What you should do:
Which lines hold the word "components"? Copy each one.

Source excerpt:

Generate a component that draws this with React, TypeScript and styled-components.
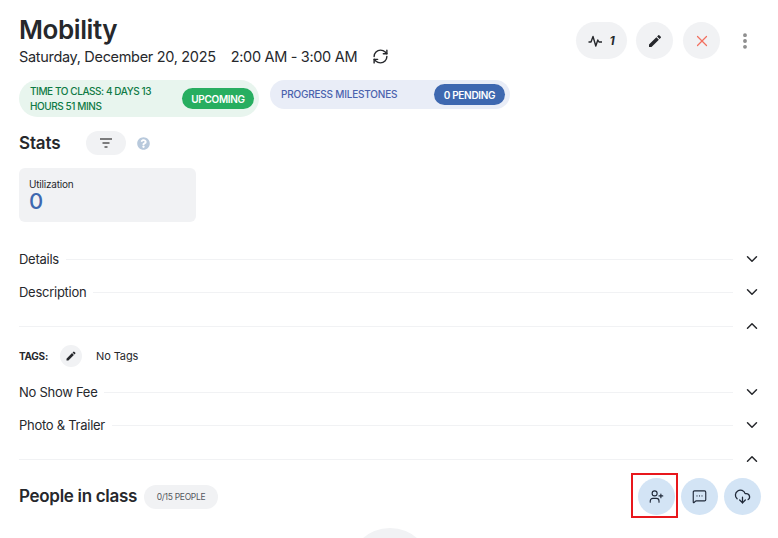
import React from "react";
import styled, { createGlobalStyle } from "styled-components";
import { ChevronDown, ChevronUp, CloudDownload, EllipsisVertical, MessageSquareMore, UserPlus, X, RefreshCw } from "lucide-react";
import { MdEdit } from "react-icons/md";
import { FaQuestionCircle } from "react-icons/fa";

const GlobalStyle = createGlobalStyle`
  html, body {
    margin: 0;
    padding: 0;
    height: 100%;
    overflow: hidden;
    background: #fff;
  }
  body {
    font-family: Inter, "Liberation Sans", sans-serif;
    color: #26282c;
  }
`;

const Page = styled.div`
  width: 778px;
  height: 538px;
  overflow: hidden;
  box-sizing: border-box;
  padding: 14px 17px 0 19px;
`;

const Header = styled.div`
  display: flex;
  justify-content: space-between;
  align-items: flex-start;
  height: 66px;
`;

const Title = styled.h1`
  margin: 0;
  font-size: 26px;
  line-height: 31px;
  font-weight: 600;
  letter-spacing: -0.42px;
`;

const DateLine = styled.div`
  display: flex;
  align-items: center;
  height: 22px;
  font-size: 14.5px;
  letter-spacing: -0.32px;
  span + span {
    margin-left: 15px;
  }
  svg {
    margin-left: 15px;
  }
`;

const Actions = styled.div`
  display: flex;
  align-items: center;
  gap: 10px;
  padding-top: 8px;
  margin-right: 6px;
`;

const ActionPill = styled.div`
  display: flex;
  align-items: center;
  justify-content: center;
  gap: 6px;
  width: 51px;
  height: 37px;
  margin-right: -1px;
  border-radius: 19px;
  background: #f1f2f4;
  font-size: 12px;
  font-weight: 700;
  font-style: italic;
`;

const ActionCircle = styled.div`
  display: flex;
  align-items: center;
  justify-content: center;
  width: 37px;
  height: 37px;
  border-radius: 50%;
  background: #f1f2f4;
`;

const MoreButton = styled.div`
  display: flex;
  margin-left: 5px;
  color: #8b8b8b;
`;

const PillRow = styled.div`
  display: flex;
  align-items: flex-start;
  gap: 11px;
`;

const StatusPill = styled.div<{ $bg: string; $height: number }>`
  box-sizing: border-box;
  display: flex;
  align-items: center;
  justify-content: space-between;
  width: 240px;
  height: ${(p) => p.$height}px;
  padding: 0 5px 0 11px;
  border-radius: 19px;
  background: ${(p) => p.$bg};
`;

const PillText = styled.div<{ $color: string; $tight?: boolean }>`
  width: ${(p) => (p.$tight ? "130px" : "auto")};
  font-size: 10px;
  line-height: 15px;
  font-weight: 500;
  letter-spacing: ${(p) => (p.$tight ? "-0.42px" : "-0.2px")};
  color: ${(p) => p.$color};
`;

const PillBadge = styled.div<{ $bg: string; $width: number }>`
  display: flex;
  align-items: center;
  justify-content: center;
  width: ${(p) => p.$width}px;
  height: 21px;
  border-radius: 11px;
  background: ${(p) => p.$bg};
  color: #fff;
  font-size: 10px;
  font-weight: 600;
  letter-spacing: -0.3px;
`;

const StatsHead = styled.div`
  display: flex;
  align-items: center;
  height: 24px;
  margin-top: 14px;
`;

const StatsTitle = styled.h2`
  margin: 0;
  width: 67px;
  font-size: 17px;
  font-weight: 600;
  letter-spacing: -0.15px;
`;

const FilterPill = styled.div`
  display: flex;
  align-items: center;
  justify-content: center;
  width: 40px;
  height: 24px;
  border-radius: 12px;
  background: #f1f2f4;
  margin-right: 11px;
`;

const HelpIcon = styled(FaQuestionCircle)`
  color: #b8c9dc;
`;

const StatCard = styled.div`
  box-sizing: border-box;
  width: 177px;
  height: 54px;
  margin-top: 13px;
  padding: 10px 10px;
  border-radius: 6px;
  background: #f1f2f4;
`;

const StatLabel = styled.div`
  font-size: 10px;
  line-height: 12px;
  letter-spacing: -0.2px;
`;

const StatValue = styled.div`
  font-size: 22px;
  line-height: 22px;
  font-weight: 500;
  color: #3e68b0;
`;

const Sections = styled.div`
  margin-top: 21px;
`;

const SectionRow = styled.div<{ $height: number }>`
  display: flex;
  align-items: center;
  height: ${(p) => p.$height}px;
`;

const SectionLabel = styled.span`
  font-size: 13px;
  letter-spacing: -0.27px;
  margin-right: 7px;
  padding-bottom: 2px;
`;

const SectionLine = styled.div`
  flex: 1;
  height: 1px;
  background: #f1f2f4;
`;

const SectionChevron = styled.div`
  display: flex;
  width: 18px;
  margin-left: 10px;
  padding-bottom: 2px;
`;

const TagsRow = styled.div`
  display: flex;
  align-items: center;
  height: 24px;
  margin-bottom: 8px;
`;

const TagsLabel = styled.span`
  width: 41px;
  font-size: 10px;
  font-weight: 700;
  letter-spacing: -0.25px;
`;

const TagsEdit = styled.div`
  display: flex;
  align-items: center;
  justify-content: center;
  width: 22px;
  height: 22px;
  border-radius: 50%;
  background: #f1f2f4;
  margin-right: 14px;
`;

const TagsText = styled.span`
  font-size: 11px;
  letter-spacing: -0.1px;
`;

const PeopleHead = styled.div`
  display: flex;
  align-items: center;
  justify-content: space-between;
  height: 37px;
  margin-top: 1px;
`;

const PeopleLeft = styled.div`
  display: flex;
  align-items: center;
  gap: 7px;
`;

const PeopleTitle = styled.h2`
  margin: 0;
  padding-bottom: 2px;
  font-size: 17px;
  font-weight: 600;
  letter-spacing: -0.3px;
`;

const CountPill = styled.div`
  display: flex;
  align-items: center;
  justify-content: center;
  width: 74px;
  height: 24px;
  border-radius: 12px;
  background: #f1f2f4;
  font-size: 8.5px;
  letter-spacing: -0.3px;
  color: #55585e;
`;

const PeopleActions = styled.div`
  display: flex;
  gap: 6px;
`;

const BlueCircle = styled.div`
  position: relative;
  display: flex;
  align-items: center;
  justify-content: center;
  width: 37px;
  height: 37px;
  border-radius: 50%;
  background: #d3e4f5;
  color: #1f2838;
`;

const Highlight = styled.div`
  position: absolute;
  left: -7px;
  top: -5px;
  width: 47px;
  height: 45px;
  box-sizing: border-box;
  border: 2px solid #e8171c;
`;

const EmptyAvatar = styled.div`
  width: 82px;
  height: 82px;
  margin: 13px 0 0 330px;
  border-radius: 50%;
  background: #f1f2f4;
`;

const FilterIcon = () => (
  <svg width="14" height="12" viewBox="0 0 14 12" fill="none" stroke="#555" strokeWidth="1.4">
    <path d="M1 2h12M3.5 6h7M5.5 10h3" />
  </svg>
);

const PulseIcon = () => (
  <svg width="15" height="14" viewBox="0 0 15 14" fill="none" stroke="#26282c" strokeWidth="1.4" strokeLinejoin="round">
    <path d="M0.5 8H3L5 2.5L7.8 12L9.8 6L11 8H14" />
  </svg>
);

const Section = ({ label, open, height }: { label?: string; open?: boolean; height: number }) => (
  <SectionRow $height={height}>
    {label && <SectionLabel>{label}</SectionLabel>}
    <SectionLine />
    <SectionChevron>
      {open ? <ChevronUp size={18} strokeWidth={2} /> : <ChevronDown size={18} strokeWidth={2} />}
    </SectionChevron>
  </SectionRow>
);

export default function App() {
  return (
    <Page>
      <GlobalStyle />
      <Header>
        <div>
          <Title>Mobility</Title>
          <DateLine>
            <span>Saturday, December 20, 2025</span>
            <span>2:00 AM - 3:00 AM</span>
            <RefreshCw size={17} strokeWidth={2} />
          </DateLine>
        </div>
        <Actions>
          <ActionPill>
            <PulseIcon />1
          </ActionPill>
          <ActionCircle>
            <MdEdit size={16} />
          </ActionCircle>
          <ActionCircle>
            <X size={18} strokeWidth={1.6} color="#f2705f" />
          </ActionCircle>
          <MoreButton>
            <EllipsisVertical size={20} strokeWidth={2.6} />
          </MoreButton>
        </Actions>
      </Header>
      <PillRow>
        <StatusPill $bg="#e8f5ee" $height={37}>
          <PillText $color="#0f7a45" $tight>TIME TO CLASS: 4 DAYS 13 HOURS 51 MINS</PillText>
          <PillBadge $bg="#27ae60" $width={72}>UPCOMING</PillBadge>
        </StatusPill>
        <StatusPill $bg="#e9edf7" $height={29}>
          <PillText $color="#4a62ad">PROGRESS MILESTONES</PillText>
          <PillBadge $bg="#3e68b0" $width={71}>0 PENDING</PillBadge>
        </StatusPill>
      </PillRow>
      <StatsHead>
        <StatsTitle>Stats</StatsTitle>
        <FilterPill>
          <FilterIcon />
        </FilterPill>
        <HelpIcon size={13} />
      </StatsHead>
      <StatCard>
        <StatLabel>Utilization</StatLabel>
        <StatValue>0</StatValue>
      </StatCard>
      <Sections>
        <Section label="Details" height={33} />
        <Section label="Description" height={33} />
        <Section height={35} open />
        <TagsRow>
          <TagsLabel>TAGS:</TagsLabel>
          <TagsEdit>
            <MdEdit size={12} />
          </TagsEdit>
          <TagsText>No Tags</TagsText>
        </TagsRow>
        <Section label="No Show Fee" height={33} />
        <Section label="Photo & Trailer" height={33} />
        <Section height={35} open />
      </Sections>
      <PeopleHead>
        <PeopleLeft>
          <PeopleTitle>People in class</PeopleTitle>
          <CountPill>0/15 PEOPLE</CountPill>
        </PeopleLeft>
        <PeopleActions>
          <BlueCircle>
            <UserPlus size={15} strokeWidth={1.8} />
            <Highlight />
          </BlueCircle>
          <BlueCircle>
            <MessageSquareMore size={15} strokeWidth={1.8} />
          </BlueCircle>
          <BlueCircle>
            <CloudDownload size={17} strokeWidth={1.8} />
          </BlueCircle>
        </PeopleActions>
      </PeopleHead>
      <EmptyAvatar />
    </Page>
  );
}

Output for this task:
Generate a component that draws this with React, TypeScript and styled-components.
import styled, { createGlobalStyle } from "styled-components";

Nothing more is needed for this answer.